When the film starts, Walter and Hildy, former coworkers, are recently divorced. A main reason that Hildy left Walter was because he was a neglectful husband, more committed to his job and their working relationship than to their marriage. At one point, Hildy recalls their forgotten honeymoon, saying, "All I know is that instead of two weeks in Atlantic City with my bridegroom, I spent two weeks in a coal mine with John Krupsky. You don't deny that, do you Walter?" Feeling neglected by Walter, Hildy turns to the more reliable (if boring) choice of Bruce Baldwin, a man who wants to give her all the domestic and marital privileges that Walter could not. In the first scene, Hildy tells Walter that she plans to marry Bruce, move to Albany, play house, and have some kids. Walter's mission, from that point forward, is to prove to Hildy that that is not actually the path she wants, and convince her to return to him and keep working for the paper. As a working woman, Hildy must choose between a life as a wife and a life as an ambitious "newspaperman." She eventually decides to return to the paper and a life with Walter, eschewing the life of a housewife.

The Journalist's =Life

Journalism is a prominent theme in the film. Walter is the persuasive and successful editor of The Morning Post, and Hildy is his best journalist. Set in contrast to the conventional world of marriage and family, journalism is fast-paced, unstable, covert, and exciting. Journalists in the pressroom gamble, smoke, and wait for the latest scintillating headline. Their lives are only as stable as their next story, and their priorities change as quickly as the headlines. News is ongoing, ever-evolving, current, and relevant, and the journalists in the film forfeit typical pleasures like vacations, honeymoons, families, and savings in favor of it. For Walter, "the paper" represents a highbrow ideal, and serves as a symbol for noble work and contribution to society. While he is undoubtedly motivated by profit and the desire to run a successful business, he is also motivated by telling the truth and disseminating that truth to the people. While he and Hildy might have less-than-proper ways of extracting the stories they need, it is always with the aim of fighting corruption and getting the most accurate story. Several times Walter invokes the importance of "the paper," as when he tells Hildy, "This will bring us back together again. Just the way we used to be. This is bigger than anything that ever happened to us. Don't do it for me, do it for the paper." Journalism is Hildy and Walter's shared passion, and while it is what initially drove Hildy away, it also lures her back to him by the end of the film.

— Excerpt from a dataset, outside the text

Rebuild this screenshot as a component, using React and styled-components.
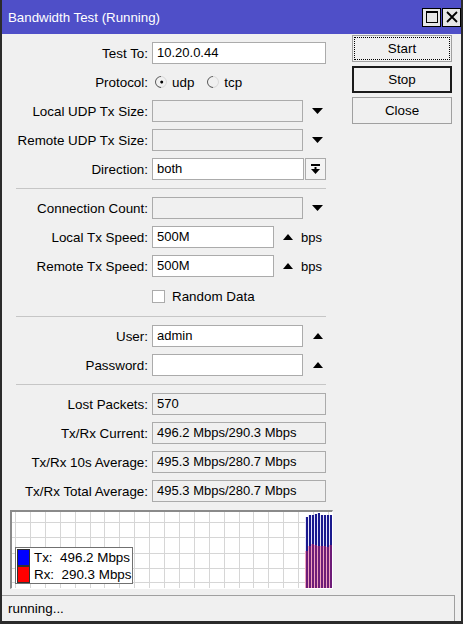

In order to get Hildy to work for the paper again, Walter convinces her that one of their main writers is away for a week and he needs someone to cover the conviction and imminent execution of Earl Williams. The current mayor is running for reelection and is using Earl Williams' case to garner more votes. Earl Williams recently shot and killed a black police officer, and the mayor knows that if he has Williams executed then he is sure to pull in more black votes. However, Earl Williams is criminally insane, and thus cannot be held accountable for his act. The mayor willfully ignores this fact in order to see that Williams is found guilty and executed nonetheless, so that he is ensured to win the election. Thus, Hildy's job is to expose this corruption and see that the life of the innocent Earl Williams is saved. At the end, when it seems as though the mayor will be able to get away with executing Earl, Pettibone arrives with the reprieve, saving Hildy and Walter from arrest, saving Earl Williams' life, and giving The Morning Paper their latest breaking news story. Pettibone is impervious to the mayor's corrupt bribery, not on any moral ground, but because he suspects that his beloved wife would not approve of him taking the high-level government job that the mayor is offering him.

Getting the Story

The film is about journalism and the power of journalism in a general sense, but more specifically it is about the competition that journalists feel with one another to break the best possible story as quickly as possible. The hustle of the job is part of why Hildy likes it so much, and it doesn't take long for her to become embroiled in the mad dash of the newspaperman lifestyle. As soon as she gets to the pressroom and matters begin to get more and more complicated, Hildy gets more and more motivated to be the one to break the Earl Williams story. Not only that, but she is exceptionally good at researching and acquiring the story; she has an understanding with the warden, she knows how to talk sensitively and inquisitively to Earl for the best interview, and she is inconspicuous and sly at every turn. Getting the story is of the utmost importance to her, and she is willing to go to great lengths to find it.


One of the defining characteristics of the "screwball comedy" genre in which His Girl Friday fits is its lighthearted exploration of gender, heterosexual romance, and a "battle of the sexes." Walter is portrayed as a typical male businessman; he is suave, charming, somewhat mercenary, and hardly at all concerned with emotions. This is precisely the reason that Hildy wanted a divorce. She tells Walter that she wants to be an authentic woman, and pursued a marriage in which she is treated as such. Walter doesn't buy it for a second, even going so far as to refer to her as a "newspaperman." Continually, he elides her gender in order to convince her that she is meant to continue working for the paper. In Walter's eyes, the life of a journalist and a businessperson is inherently male, and even though Hildy is a woman, she is, first and foremost, a "newspaperman." Despite her beauty, sophistication, and feminine charms, Hildy is entrenched in the male-dominated field of journalism, and so must forfeit her desires for feminine niceties in order to keep up. What makes this more complex, however, is that Hildy never pretends to be a man in her work as a journalist. In this way, she redefines what it means to be a "newspaperman." She is perfectly comfortable chasing down a story: she does it better than any male journalist, but she does it in heels.


Buried underneath the brisk and unsentimental world of The Morning Post is a love story. While Walter is hardly the most demonstrative or emotional lover, he proves that he loves Hildy through his backhanded and elaborate deeds. Sure, he gets Bruce sent to jail three times, has his mother kidnapped, and manipulates without remorse, but it is all for the purpose of drawing Hildy back into his arms. At the end, after Bruce calls Hildy to tell her he's been put in jail again, she breaks down weeping. Walter is confused—he's never seen her weep before—and she tells him she is emotional because Bruce's call has confirmed that Walter really is in love with her. Rather comically, the fact that Walter went to all the trouble of framing her fiancé only makes Hildy more confident in his love for her. It's an unusual way to express affection, but it has the effect of moving Hildy to tears. The film presents love as a meeting of equals and a compatibility of interests. Hildy and Walter are meant to be together precisely because they both love the paper more than anything.